AJ: It’s helped me go into politics with a very acute sense of how public policy matters. It impacts people on the ground and their day-to-day lives. I was very inspired by those kids on a daily basis, and they continue to inspire me. KIPP’s motto is “no excuses”, and not to generalize, but a lot of the kids that we worked with had to put up with and fight through a lot more by the age of 13 or 14… their issues are far more challenging than most things I’ve had to deal with in my life, so it puts things in perspective and it helps you believe that there really shouldn’t be any excuses. You should be able to get things done.
DPR: The rise of Donald Trump within the Republican primary has led many to talk about a “schism” potentially occurring. Based on your firsthand knowledge, what do you think is likely to happen?
AJ: I think there’s a break coming. I think that we have seen it on the Hill, because what we’ve seen since the 2010 midterms was Republican leaders stoking very powerful and very dangerous forces within American society. Forces of resentment, and forces of hatred. And the groundwork for that Tea Party summer of 2009 was all laid by McCain picking Sarah Palin in 2008. There was a lot of this anti-Muslim bigotry apparent at those rallies… it was all there for people to see if they wanted to see it.
And Republicans stoked those forces to reap electoral gains. And as Democrats watching this happen, we’ve always had this [skepticism]. Look, John Boehner was swept into the majority speaker’s position, and John Boehner is a country club, classic, elite Republican. But he rode this force to power that’s kind of the opposite of that. It is working class, resentment based, hatred of all things Obama. And so for years, starting with the debt ceiling crisis of 2011, we’ve been fascinated by this. These two things do not – cannot peacefully coexist… and [we’ve been wondering] what’s going to happen? How do leaders like Boehner stoke these forces on one hand and then try to get these guys to govern responsibly on the other?

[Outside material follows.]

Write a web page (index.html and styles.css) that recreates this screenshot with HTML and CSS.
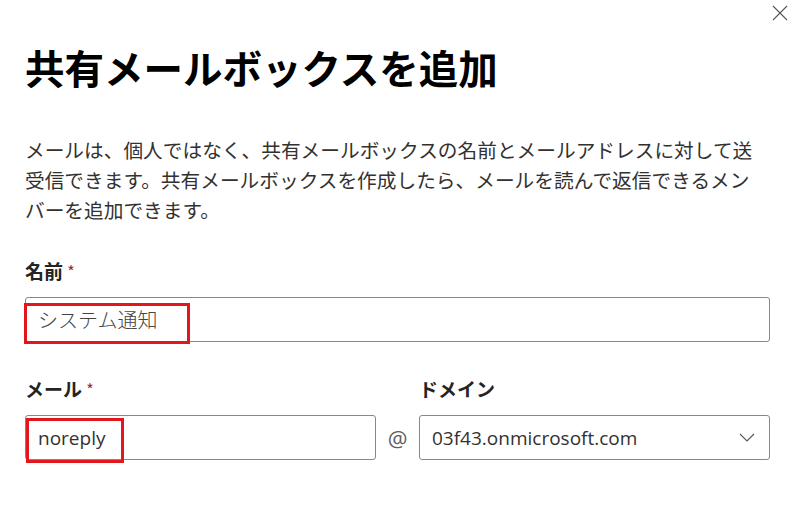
FILE: index.html
```html
<!DOCTYPE html>
<html lang="ja">
<head>
<meta charset="utf-8">
<link rel="stylesheet" href="styles.css">
</head>
<body>
<div class="panel">
  <button class="close" aria-label="閉じる">
    <svg width="16" height="16" viewBox="0 0 16 16"><path d="M1 1 L15 15 M15 1 L1 15" stroke="#555" stroke-width="1.1" fill="none"/></svg>
  </button>
  <h1 class="title">共有メールボックスを追加</h1>
  <p class="desc">メールは、個人ではなく、共有メールボックスの名前とメールアドレスに対して送受信できます。共有メールボックスを作成したら、メールを読んで返信できるメンバーを追加できます。</p>

  <div class="field">
    <label class="label">名前 <span class="req">*</span></label>
    <div class="input wide">
      <span class="value jp">システム通知</span>
      <span class="mark mark-name"></span>
    </div>
  </div>

  <div class="row">
    <div class="field col">
      <label class="label">メール <span class="req">*</span></label>
      <div class="input">
        <span class="value">noreply</span>
        <span class="mark mark-mail"></span>
      </div>
    </div>
    <div class="at">@</div>
    <div class="field col">
      <label class="label">ドメイン</label>
      <div class="input select">
        <span class="value">03f43.onmicrosoft.com</span>
        <svg class="chev" width="16" height="10" viewBox="0 0 16 10"><path d="M1 1 L8 8 L15 1" stroke="#555" stroke-width="1.1" fill="none"/></svg>
      </div>
    </div>
  </div>
</div>
</body>
</html>
```
FILE: styles.css
```css
html, body {
  margin: 0;
  padding: 0;
  background: #ffffff;
}
body {
  font-family: "Noto Sans CJK JP", "Open Sans", sans-serif;
  color: #323130;
}
.panel {
  position: relative;
  width: 800px;
  height: 520px;
  box-sizing: border-box;
  padding: 44px 30px 0 25px;
}
.close {
  position: absolute;
  top: 5px;
  right: 12px;
  border: 0;
  background: transparent;
  padding: 0;
  width: 16px;
  height: 16px;
}
.close svg { display: block; }
.title {
  margin: 0;
  font-size: 39.5px;
  line-height: 46px;
  font-weight: 700;
  color: #000;
  letter-spacing: 0;
}
.desc {
  margin: 45px 0 0 0;
  font-size: 19.7px;
  line-height: 30px;
  color: #323130;
  width: 735px;
}
.field { display: flex; flex-direction: column; }
.label {
  font-size: 19px;
  font-weight: 700;
  line-height: 26px;
  color: #252423;
}
.req { color: #a4262c; font-weight: 400; font-size: 16px; vertical-align: top; }
.desc + .field { margin-top: 33px; }
.input {
  position: relative;
  margin-top: 13px;
  height: 45px;
  box-sizing: border-box;
  border: 1px solid #8a8886;
  border-radius: 3px;
  display: flex;
  align-items: center;
  padding: 0 12px;
}
.wide { width: 745px; }
.value {
  font-family: "Segoe UI", "Open Sans", "Noto Sans CJK JP", sans-serif;
  font-size: 19px;
  color: #323130;
}
.value.jp { font-family: "Noto Sans CJK JP", sans-serif; font-weight: 300; font-size: 20px; color: #444; }
.mark {
  position: absolute;
  border: 3px solid #e2161d;
  box-sizing: border-box;
}
.mark-name { left: -2px; top: 5px; width: 166px; height: 41px; }
.mark-mail { left: 0px; top: 2px; width: 98px; height: 45px; }
.row {
  display: flex;
  align-items: flex-end;
  margin-top: 34px;
}
.col { width: 351px; }
.at {
  width: 43px;
  height: 45px;
  display: flex;
  align-items: center;
  justify-content: center;
  font-family: "Segoe UI", "Open Sans", sans-serif;
  font-size: 22px;
  color: #605e5c;
}
.select { justify-content: space-between; }
.chev { display: block; margin-right: 2px; }
```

And that was the big question – were they ever going to be able to take that blunt force, and use it to achieve more rational policy goals? And after the 2014 election, everybody felt like the Republican establishment had achieved this difficult balancing act and had somehow managed to get the collar around the Tea Party and had managed to use them to win political victories but then keep them at bay when necessary. And that’s turned out to not be true. I think there’s an unavoidable schism because, first of all, Trump’s here to stay; he’s not going anywhere, [and even] if the establishment is somehow able to wrest the nomination from him, either by Rubio having some kind of incredible comeback or by a brokered convention, he’s not going anywhere. He’s just going to run as an independent and take 20% of the vote from the party leader.

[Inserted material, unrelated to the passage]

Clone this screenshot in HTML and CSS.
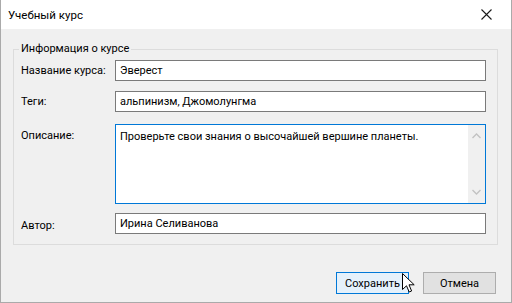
FILE: index.html
```html
<!DOCTYPE html>
<html lang="ru">
<head>
    <meta charset="UTF-8">
    <meta name="viewport" content="width=device-width, initial-scale=1.0">
    <title>Учебный курс</title>
    <link rel="stylesheet" href="styles.css">
</head>
<body>
    <div class="dialog">
        <!-- Title bar -->
        <div class="titlebar">
            <span class="title">Учебный курс</span>
            <button class="close" title="Закрыть">
                <svg width="11" height="11" viewBox="0 0 11 11">
                    <path d="M0.5 0.5 L10.5 10.5 M10.5 0.5 L0.5 10.5" stroke="#1a1a1a" stroke-width="1.1" fill="none"/>
                </svg>
            </button>
        </div>

        <div class="content">
            <!-- Course info group -->
            <fieldset class="group">
                <legend>Информация о курсе</legend>
                <div class="form">
                    <div class="row">
                        <label class="label">Название курса:</label>
                        <input class="field" type="text" value="Эверест">
                    </div>
                    <div class="row">
                        <label class="label">Теги:</label>
                        <input class="field" type="text" value="альпинизм, Джомолунгма">
                    </div>
                    <div class="row row-desc">
                        <label class="label">Описание:</label>
                        <div class="memo">
                            <div class="memo-text">Проверьте свои знания о высочайшей вершине планеты.</div>
                            <div class="scrollbar">
                                <svg width="9" height="6" viewBox="0 0 9 6"><path d="M0.5 5 L4.5 1 L8.5 5" stroke="#c2c2c2" stroke-width="1.3" fill="none"/></svg>
                                <svg width="9" height="6" viewBox="0 0 9 6"><path d="M0.5 1 L4.5 5 L8.5 1" stroke="#c2c2c2" stroke-width="1.3" fill="none"/></svg>
                            </div>
                        </div>
                    </div>
                    <div class="row row-author">
                        <label class="label">Автор:</label>
                        <input class="field" type="text" value="Ирина Селиванова">
                    </div>
                </div>
            </fieldset>

            <!-- Buttons -->
            <div class="buttons">
                <button class="btn btn-default">Сохранить</button>
                <button class="btn">Отмена</button>
                <svg class="cursor" width="13" height="20" viewBox="0 0 13 20">
                    <path d="M0.5 0.5 L0.5 16.5 L4.5 12.8 L7.2 19 L9.6 18 L7 11.8 L12.2 11.8 Z" fill="#fff" stroke="#000" stroke-width="1" stroke-linejoin="miter"/>
                </svg>
            </div>
        </div>
    </div>
</body>
</html>
```

FILE: styles.css
```css
* {
    box-sizing: border-box;
}

body {
    margin: 0;
    padding: 0;
    font-family: Roboto, 'Noto Sans', sans-serif;
    font-size: 11px;
    color: #000;
    background-color: #fff;
}

/* Window */
.dialog {
    width: 512px;
    height: 303px;
    display: flex;
    flex-direction: column;
    border: 1px solid #aaaaaa;
    border-top: none;
    background-color: #f0f0f0;
}

/* Title bar */
.titlebar {
    height: 29px;
    flex: none;
    display: flex;
    align-items: center;
    justify-content: space-between;
    background-color: #fff;
    padding-left: 7px;
}

.title {
    font-size: 11.5px;
    line-height: 16px;
}

.close {
    width: 44px;
    height: 29px;
    border: none;
    background: none;
    padding: 0;
    display: flex;
    align-items: center;
    justify-content: center;
    margin-right: 3px;
    margin-top: -1px;
}

/* Body */
.content {
    flex: 1;
    display: flex;
    flex-direction: column;
    padding: 12px 13px 8px 12px;
}

/* Group box */
.group {
    margin: 0;
    border: 1px solid #dcdcdc;
    padding: 3px 11px 10px 7px;
    min-width: 0;
}

.group legend {
    padding: 0 2px;
    margin-left: -2px;
    line-height: 16px;
}

.form {
    display: flex;
    flex-direction: column;
    gap: 10px;
}

.row {
    display: grid;
    grid-template-columns: 94px 1fr;
    align-items: center;
}

.row-desc {
    align-items: start;
    margin-top: 2px;
    margin-bottom: -1px;
}

.row-desc .label {
    padding-top: 4px;
}

.row-author .label {
    padding-top: 4px;
}

.label {
    line-height: 16px;
    white-space: nowrap;
}

.field {
    height: 21px;
    width: 100%;
    border: 1px solid #7a7a7a;
    background-color: #fff;
    font-family: inherit;
    font-size: 11px;
    color: #000;
    padding: 0 4px;
    margin: 0;
    outline: none;
}

/* Multi-line box with scrollbar */
.memo {
    height: 80px;
    border: 1px solid #0078d7;
    background-color: #fff;
    display: flex;
}

.memo-text {
    flex: 1;
    padding: 4px 4px;
    line-height: 16px;
}

.scrollbar {
    width: 17px;
    flex: none;
    background-color: #f0f0f0;
    display: flex;
    flex-direction: column;
    justify-content: space-between;
    align-items: center;
    padding: 8px 0 8px;
}

/* Buttons */
.buttons {
    margin-top: auto;
    display: flex;
    justify-content: flex-end;
    gap: 14px;
    padding-right: 2px;
    position: relative;
}

.btn {
    width: 73px;
    height: 22px;
    border: 1px solid #adadad;
    background-color: #e1e1e1;
    font-family: inherit;
    font-size: 11px;
    color: #000;
    padding: 0;
}

.btn-default {
    border-color: #0078d7;
    background-color: #e5f1fb;
}

.cursor {
    position: absolute;
    left: 389px;
    top: 1px;
}
```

I read a story on the way over here that Rubio’s getting his top supporters tomorrow to explain how he’s going to take his fight all the way to the convention. I mean, that’s great for Rubio, but it’s also a fool’s errand, because if Trump continues to win, he actually has a completely legitimate claim to the nomination because he won it according to the rules set by the party. But also, all Rubio’s saying is that [he’s creating] an 8-month civil war from now until the election. That means that you’re going to have an ongoing war between the GOP establishment and the Trump wing of the party.
I’ve always thought that the Republican Party for a long time has been floating itself along on this, you know, sea of resentment and anger. And that was kind of the true… that’s the modern Republican Party the way it is. But a lot of Republicans, especially establishment republicans, would push back on that idea and say, “We’re not. We’re modern, we’re cosmopolitan, we’re not racist,” and if Trump becomes their standard-bearer, there’s going to be an incredible incentive for a faction of the party to say, “This isn’t who we are.” And it’s a question of survival not just for the party in the 2016 election but also if they continue beyond that to be a viable second party in America. And I think it’ll become a point of intellectual pride and distinction for a lot of Republicans to say, “I don’t support Trump.”
They’re going to say, “We have to look out for our party’s potential.” They might just say that 2016 is over. That stinks, but you have to cut your losses and focus on keeping the party intact for 2018, when the Senate map is very bad for Democrats, and they have a chance at creating a lot of losses. You know, they might just focus on the [Supreme Court] nomination part of the Hillary Clinton administration. So I think there’s a big schism coming, and the best they can hope for is to kind of mitigate their losses.
But there’s a lot who say in Democratic circles [not to] underestimate Trump. You know, there’s a middle ground of people who we shouldn’t be arrogant about and assume we’re going to win, but there is a pretty good chance. If you’re a Republican, you have got to be nervous right now and be assuming that the guy is going to lose in a general election campaign.